Ansar Beit al-Maqdis, l’organisation djihadiste qui ébranle l’Égypte
Ce groupe, sans doute lié à l’État islamique en Irak et au Levant, est derrière la récente vague d’attentats.
Créé il y a environ trois ans, Ansar Beit al-Maqdis (les Partisans de Jérusalem) a – comme son nom l’indique – longtemps associé sa lutte à celle des combattants palestiniens, en visant des cibles israéliennes, de l’autre côté de la frontière qui longe le Nord Sinaï. Mais depuis l’éviction de l’ex-président islamiste Mohammed Morsi par l’armée, le 3 juillet dernier, on assiste à une recrudescence des attaques ciblant quasi quotidiennement la police et les forces armées égyptiennes qui opèrent dans la péninsule.
Un groupe opposé à Morsi
Le 24 décembre, un nouveau cap est franchi avec cet attentat à la voiture piégée contre le siège de la police de Mansoura, au nord du Caire, qui a causé la mort de 14 personnes et blessé une centaine d’autres. Un mois plus tard, une série d’explosions ébranle cette fois-ci la capitale, tandis que, quelques jours après, le groupe djihadiste se vante, vidéo à l’appui, d’avoir abattu par missile un hélicoptère de l’armée près de la localité de Cheikh Zouaid. Encore plus récemment, Ansar Beit al-Maqdis – qui est aussi derrière un attentat raté contre le ministre de l’Intérieur – a revendiqué l’assassinat d’un des proches conseillers de ce dernier, en charge du bureau technique. « La vengeance va venir », ont prévenu dans un communiqué ses auteurs, qui menacent aujourd’hui de s’attaquer au maréchal al-Sissi, l’homme fort du pays, pressenti à la présidence.

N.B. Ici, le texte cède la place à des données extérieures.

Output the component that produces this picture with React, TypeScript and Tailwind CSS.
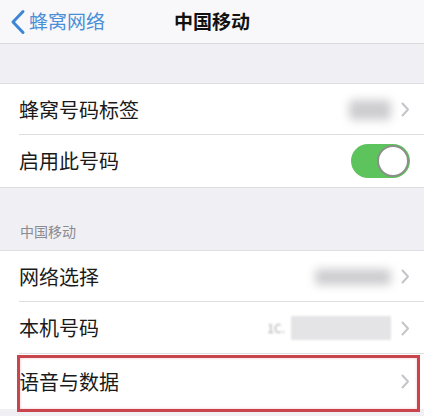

Lorsqu’elles évoquent cette spirale de violence – inédite depuis les attentats des années 1990 -, les autorités intérimaires s’empressent d’accuser les Frères musulmans, désormais considérés comme une organisation terroriste. En réalité, Ansar Beit al-Maqdis se distingue clairement de la Confrérie, et pourrait, a contrario, profiter de son échec. Si de l’avis général, Morsi a favorisé son ascension, en libérant de prison plusieurs ex-djihadistes, le groupuscule s’est toujours opposé au président frériste, élu au suffrage universel, en arguant que seule la violence, et non les urnes, sert les intérêts de « l’oumma », la communauté musulmane. D’une certaine façon, observe David Barnett, « la destitution de Morsi par l’armée sert aujourd’hui son discours selon lequel le jeu démocratique ne sert à rien ». Aujourd’hui, Ansar Beit al-Maqdis utilise d’ailleurs cet argument pour séduire les âmes désenchantées. « Mes frères, nos droits ont été volés par la violence et les armes… Nous devons prendre conscience que la voie pacifique n’est pas la solution », annonce son leader, Oussama al-Masri, dans un enregistrement audio publié sur YouTube, la veille des attaques du 24 janvier.

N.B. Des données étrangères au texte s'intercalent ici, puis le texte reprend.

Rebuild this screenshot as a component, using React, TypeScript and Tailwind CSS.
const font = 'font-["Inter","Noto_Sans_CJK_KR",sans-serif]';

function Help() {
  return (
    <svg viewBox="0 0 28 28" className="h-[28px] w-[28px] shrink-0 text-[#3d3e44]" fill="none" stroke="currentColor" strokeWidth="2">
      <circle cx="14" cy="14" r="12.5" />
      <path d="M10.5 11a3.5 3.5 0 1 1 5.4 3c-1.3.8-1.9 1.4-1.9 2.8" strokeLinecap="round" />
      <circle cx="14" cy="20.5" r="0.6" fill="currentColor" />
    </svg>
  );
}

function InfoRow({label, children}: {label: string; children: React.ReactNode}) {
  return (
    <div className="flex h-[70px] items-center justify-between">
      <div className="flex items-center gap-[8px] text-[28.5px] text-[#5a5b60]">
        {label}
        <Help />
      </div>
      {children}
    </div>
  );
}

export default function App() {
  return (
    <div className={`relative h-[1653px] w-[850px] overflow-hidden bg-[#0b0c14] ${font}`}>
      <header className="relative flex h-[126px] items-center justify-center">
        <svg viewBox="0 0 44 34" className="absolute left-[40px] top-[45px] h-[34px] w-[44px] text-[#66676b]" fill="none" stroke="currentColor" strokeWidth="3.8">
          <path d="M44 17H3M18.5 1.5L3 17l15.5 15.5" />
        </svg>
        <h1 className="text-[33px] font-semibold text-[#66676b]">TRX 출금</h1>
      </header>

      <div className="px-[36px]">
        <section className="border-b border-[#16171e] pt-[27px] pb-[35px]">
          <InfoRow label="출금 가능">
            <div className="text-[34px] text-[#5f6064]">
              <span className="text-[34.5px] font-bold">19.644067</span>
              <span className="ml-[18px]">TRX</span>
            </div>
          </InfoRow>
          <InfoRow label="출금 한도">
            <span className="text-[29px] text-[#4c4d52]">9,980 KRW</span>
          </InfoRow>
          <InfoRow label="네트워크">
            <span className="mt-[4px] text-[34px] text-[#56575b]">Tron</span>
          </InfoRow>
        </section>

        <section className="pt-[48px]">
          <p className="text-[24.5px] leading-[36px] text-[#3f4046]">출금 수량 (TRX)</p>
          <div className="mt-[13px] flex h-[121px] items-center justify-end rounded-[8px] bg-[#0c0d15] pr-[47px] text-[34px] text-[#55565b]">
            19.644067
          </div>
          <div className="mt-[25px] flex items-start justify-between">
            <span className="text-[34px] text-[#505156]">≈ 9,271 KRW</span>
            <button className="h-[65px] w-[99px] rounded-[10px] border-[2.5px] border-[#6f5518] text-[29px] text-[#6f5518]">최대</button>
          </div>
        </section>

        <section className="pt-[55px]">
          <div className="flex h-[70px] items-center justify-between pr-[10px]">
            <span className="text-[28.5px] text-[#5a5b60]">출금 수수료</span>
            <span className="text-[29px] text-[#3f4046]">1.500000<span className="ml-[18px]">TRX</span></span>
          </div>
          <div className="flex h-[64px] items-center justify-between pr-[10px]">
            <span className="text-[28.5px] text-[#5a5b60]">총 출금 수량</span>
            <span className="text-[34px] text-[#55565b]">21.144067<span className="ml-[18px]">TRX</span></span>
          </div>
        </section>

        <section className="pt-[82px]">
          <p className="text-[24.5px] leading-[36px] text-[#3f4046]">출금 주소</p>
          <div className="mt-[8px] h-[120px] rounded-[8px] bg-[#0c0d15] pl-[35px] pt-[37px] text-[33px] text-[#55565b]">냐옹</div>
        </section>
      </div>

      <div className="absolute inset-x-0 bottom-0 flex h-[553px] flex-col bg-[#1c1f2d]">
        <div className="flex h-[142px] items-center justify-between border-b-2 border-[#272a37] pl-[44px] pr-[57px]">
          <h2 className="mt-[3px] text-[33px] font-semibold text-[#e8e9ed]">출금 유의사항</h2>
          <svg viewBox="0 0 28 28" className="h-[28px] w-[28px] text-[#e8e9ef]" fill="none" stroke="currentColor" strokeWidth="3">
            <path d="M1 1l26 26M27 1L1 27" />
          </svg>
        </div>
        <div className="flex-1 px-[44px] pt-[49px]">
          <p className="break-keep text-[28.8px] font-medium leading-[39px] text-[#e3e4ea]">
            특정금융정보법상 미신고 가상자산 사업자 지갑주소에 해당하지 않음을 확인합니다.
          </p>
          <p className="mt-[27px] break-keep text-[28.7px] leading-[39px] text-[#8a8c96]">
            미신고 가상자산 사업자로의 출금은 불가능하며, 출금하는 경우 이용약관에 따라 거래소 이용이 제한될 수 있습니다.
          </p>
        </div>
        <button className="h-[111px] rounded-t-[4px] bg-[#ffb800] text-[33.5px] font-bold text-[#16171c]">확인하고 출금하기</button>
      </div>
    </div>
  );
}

L’organisation, qui compte à ce jour quelques centaines de combattants, pourrait également se servir de l’argument des dommages collatéraux occasionnés par les raids militaires dans la région du Nord Sinaï, notamment dans les villes d’al-Arich et de Cheikh Zouaid, pour attirer de nouvelles recrues. « Des civils ont été tués. Des maisons ont été détruites. Du coup, les habitants sont perdus. Ils se demandent si l’armée peut, comme promis, leur garantir un retour de la sécurité. Ça ne m’étonnerait pas que certains songent à la vengeance armée », observe, depuis al-Arich, l’avocat Islam Farouz, spécialisé dans les droits de l’homme.

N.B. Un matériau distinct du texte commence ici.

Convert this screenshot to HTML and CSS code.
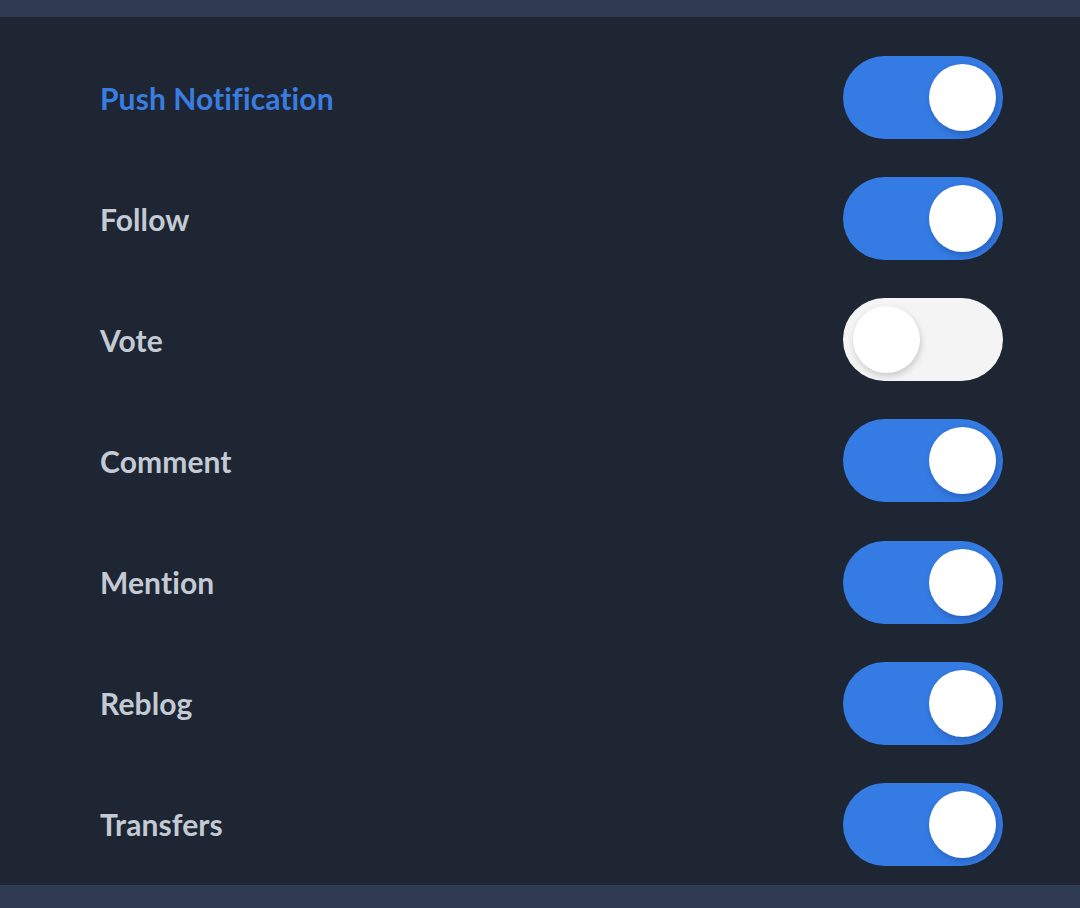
FILE: index.html
```html
<!DOCTYPE html>
<html>
<head>
<meta charset="utf-8">
<link rel="stylesheet" href="styles.css">
</head>
<body>
<div class="topbar"></div>
<main class="list">
  <div class="row">
    <span class="label title">Push Notification</span>
    <div class="toggle on"><div class="knob"></div></div>
  </div>
  <div class="row">
    <span class="label">Follow</span>
    <div class="toggle on"><div class="knob"></div></div>
  </div>
  <div class="row">
    <span class="label">Vote</span>
    <div class="toggle off"><div class="knob"></div></div>
  </div>
  <div class="row">
    <span class="label">Comment</span>
    <div class="toggle on"><div class="knob"></div></div>
  </div>
  <div class="row">
    <span class="label">Mention</span>
    <div class="toggle on"><div class="knob"></div></div>
  </div>
  <div class="row">
    <span class="label">Reblog</span>
    <div class="toggle on"><div class="knob"></div></div>
  </div>
  <div class="row">
    <span class="label">Transfers</span>
    <div class="toggle on"><div class="knob"></div></div>
  </div>
</main>
<div class="bottombar"></div>
</body>
</html>
```
FILE: styles.css
```css
html, body {
  margin: 0;
  padding: 0;
  height: 908px;
  overflow: hidden;
  background: #1e2633;
  font-family: Lato, "Open Sans", sans-serif;
}
body {
  display: flex;
  flex-direction: column;
}
.topbar {
  height: 17px;
  background: #2e3b52;
  flex: none;
}
.bottombar {
  height: 23px;
  background: #2e3b52;
  flex: none;
}
.list {
  flex: 1;
  display: flex;
  flex-direction: column;
  padding: 20px 77px 0 100px;
}
.row {
  height: 121.15px;
  flex: none;
  display: flex;
  align-items: center;
  justify-content: space-between;
}
.label {
  font-size: 30px;
  font-weight: 700;
  color: #c4cad4;
  letter-spacing: 0.1px;
}
.label.title {
  color: #3a7de0;
}
.toggle {
  width: 160px;
  height: 83px;
  border-radius: 42px;
  display: flex;
  align-items: center;
  box-sizing: border-box;
}
.toggle.on {
  background: #347be3;
  justify-content: flex-end;
  padding-right: 7px;
}
.toggle.off {
  background: #f4f4f5;
  justify-content: flex-start;
  padding-left: 10px;
}
.knob {
  width: 67px;
  height: 67px;
  border-radius: 50%;
  background: #ffffff;
}
.toggle.on .knob {
  box-shadow: 2px 3px 6px rgba(20, 50, 120, 0.35);
}
.toggle.off .knob {
  box-shadow: 1px 3px 6px rgba(0, 0, 0, 0.18);
}
```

Vidéoclips, émissions télévisées et posters à l’appui, l’armée égyptienne, elle, affiche une assurance à toute épreuve en promettant d’« éradiquer le terrorisme ». Loin des projecteurs, certains militaires reconnaissent pourtant la difficulté de leur tâche dans cette péninsule au relief montagneux et escarpé. « La géographie n’est pas à notre avantage. En plus, nous faisons face à des combattants qui travaillent de manière très secrète et qui sont très organisés », concède un haut gradé militaire, qui préfère garder l’anonymat. Sans compter, ajoute-t-il, « le trafic d’armes en provenance de Libye, qu’on ne peut pas contrôler à 100 % ».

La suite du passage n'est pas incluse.